--- Begin ---

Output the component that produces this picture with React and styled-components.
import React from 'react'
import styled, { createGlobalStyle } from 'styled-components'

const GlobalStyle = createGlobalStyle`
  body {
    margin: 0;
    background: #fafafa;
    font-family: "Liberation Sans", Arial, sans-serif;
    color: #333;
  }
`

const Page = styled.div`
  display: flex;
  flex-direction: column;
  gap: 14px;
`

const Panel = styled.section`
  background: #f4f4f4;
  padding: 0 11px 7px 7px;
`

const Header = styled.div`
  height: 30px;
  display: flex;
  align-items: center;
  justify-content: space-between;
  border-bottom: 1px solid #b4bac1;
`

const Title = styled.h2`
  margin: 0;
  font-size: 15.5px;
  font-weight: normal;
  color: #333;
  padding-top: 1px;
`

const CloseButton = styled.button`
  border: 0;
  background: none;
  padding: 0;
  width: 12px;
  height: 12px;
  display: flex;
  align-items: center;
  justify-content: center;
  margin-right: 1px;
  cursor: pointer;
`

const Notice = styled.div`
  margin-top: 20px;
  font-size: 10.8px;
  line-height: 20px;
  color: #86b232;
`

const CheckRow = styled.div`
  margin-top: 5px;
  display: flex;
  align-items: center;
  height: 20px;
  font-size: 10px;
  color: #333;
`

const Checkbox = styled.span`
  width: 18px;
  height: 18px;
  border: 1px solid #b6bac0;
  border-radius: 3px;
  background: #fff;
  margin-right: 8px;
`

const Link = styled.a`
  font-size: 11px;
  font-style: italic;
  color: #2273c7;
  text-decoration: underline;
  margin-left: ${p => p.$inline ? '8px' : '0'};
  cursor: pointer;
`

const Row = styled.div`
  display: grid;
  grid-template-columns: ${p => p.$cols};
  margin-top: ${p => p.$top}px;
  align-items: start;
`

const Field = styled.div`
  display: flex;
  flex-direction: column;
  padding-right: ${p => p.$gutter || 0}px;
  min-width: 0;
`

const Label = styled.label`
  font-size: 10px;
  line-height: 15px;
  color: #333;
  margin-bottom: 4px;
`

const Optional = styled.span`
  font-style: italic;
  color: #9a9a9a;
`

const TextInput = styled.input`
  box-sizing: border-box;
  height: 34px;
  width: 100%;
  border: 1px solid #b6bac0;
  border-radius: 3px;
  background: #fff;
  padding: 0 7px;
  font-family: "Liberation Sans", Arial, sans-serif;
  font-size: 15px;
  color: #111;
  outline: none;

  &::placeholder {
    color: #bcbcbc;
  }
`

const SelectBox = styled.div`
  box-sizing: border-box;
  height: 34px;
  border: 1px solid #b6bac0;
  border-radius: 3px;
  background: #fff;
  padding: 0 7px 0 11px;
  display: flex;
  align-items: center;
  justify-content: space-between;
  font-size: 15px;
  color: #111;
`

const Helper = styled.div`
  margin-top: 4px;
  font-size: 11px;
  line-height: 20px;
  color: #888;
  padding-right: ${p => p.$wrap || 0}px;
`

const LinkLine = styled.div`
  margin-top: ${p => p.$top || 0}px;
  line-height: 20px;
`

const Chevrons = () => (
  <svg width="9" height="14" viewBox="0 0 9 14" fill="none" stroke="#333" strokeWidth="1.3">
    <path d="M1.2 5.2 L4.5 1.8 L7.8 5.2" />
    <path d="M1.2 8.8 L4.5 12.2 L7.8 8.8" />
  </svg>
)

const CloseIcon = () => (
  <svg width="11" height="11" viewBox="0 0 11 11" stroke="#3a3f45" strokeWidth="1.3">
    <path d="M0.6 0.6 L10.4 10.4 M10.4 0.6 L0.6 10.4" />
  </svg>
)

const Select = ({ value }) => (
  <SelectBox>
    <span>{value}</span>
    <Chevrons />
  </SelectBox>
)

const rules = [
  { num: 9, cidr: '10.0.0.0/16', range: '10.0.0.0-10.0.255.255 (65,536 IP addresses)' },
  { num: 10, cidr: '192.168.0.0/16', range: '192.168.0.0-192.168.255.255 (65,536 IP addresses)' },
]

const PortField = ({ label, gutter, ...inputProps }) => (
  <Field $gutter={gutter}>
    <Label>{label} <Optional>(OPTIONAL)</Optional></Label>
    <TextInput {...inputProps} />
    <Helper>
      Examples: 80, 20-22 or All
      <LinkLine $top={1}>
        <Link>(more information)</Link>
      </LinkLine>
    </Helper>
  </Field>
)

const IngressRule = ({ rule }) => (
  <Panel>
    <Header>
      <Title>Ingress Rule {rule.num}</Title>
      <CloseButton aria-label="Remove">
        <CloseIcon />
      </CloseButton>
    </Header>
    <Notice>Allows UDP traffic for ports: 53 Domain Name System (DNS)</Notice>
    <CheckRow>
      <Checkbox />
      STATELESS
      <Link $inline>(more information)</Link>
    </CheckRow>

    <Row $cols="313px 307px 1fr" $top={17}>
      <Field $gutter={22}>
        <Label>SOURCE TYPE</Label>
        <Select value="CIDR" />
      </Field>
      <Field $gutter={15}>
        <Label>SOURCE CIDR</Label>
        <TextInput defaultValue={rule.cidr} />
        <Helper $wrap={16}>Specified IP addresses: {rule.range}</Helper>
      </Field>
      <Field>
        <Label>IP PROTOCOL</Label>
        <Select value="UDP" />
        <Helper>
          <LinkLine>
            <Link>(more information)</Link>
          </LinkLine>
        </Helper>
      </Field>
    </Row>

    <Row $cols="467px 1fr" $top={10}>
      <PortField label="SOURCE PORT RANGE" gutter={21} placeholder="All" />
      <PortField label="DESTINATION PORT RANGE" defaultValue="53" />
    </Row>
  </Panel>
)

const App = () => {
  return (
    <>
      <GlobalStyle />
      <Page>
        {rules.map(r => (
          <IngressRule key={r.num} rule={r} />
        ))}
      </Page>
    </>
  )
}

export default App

--- End ---
--- Begin ---

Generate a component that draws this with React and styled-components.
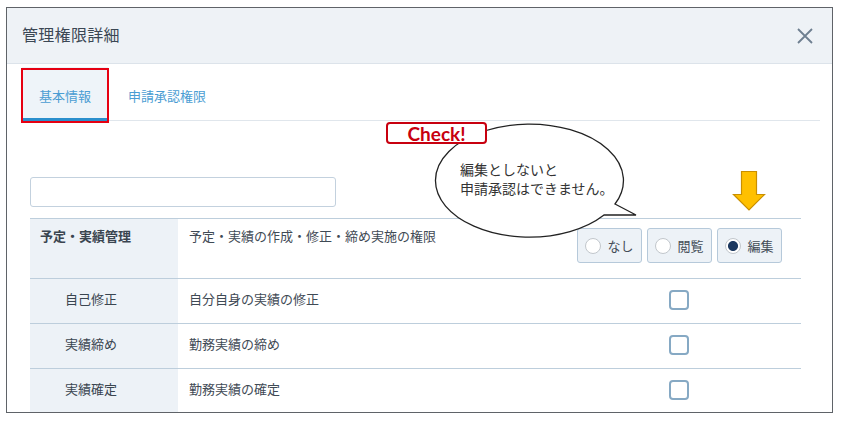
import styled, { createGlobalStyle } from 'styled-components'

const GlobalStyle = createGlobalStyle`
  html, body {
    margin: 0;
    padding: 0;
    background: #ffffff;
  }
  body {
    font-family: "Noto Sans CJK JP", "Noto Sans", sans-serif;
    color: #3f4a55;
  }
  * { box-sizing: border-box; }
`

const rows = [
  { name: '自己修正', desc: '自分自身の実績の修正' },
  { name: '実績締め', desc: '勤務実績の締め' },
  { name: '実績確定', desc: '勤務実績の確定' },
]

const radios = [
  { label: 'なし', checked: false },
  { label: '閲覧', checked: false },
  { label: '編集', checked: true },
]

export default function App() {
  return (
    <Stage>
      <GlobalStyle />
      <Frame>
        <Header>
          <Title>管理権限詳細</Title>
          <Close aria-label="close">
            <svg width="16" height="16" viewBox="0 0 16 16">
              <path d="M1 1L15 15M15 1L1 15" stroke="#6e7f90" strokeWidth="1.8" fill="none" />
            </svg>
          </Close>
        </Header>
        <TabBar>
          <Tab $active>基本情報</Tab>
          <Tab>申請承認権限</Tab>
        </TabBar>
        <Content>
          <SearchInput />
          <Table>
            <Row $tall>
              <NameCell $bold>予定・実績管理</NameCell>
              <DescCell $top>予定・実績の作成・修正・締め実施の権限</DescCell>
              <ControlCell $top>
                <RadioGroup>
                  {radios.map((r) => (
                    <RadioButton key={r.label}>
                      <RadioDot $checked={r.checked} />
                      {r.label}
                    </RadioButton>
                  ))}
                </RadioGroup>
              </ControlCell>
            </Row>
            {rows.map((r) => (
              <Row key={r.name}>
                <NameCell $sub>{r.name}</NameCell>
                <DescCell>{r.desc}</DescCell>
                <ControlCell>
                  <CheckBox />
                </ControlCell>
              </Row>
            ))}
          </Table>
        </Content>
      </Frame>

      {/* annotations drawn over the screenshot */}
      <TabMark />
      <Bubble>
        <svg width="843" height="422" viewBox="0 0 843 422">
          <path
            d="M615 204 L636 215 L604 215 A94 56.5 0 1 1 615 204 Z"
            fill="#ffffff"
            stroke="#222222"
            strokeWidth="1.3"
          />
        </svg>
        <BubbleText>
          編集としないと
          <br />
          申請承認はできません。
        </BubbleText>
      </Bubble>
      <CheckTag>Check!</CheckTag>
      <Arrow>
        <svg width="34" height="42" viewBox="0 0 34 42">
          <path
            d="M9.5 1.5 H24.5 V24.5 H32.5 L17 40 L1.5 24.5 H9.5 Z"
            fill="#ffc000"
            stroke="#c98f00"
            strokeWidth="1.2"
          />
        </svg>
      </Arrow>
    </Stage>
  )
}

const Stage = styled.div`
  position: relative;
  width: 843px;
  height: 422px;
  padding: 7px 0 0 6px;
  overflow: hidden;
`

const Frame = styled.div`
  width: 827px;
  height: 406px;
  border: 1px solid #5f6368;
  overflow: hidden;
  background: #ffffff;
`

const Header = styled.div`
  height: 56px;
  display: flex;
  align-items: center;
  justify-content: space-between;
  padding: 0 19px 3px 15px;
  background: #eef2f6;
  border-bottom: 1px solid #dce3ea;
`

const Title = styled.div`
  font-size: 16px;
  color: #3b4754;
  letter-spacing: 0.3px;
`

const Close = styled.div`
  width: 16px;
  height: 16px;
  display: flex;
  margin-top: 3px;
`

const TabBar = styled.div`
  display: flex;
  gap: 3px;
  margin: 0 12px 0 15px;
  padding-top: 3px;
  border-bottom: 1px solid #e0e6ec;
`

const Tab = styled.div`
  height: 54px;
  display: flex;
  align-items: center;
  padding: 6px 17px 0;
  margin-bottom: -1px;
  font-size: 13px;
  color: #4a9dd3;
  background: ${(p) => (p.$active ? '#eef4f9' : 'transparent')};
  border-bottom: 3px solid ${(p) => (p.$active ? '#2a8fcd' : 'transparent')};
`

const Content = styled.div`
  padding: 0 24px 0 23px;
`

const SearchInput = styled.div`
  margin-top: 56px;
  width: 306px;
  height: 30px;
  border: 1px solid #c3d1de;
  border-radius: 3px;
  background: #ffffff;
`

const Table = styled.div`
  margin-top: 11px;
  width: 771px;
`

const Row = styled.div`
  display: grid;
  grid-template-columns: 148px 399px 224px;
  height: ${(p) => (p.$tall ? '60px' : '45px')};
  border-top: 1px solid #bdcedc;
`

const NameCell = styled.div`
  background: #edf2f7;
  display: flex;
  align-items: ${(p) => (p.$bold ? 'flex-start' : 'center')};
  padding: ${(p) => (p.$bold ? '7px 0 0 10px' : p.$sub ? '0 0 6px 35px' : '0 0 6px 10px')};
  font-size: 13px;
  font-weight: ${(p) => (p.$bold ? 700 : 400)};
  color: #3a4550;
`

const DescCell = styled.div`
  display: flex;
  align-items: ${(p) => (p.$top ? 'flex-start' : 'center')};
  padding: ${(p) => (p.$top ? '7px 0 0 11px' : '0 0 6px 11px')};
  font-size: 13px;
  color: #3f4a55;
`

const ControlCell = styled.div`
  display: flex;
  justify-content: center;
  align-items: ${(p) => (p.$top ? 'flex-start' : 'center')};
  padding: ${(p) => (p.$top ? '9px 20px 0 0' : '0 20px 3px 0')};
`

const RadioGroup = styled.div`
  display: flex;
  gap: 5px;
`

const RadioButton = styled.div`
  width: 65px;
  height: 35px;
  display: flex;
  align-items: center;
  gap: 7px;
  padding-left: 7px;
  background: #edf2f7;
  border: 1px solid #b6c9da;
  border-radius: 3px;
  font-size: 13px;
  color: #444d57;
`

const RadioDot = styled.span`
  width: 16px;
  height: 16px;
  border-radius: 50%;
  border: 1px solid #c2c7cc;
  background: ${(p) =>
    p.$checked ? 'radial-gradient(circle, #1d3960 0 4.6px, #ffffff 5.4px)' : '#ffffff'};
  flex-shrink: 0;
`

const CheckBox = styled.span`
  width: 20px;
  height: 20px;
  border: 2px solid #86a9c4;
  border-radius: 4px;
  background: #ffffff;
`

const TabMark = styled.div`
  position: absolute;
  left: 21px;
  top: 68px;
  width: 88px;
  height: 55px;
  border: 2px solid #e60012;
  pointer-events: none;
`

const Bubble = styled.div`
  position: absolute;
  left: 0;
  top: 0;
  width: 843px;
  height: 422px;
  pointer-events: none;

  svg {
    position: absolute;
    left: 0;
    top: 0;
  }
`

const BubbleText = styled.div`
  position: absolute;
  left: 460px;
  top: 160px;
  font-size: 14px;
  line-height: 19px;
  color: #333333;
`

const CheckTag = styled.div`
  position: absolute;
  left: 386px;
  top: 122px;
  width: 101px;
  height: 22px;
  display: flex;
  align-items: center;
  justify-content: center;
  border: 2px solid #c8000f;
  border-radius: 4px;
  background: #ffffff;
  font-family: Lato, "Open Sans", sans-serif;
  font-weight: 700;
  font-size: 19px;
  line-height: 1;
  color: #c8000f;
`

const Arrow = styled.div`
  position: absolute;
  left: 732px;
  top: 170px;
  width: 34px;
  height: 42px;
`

--- End ---

All lines above containing the string "this" are to be collected.

Output the component that produces this picture with React and styled-components.
Generate a component that draws this with React and styled-components.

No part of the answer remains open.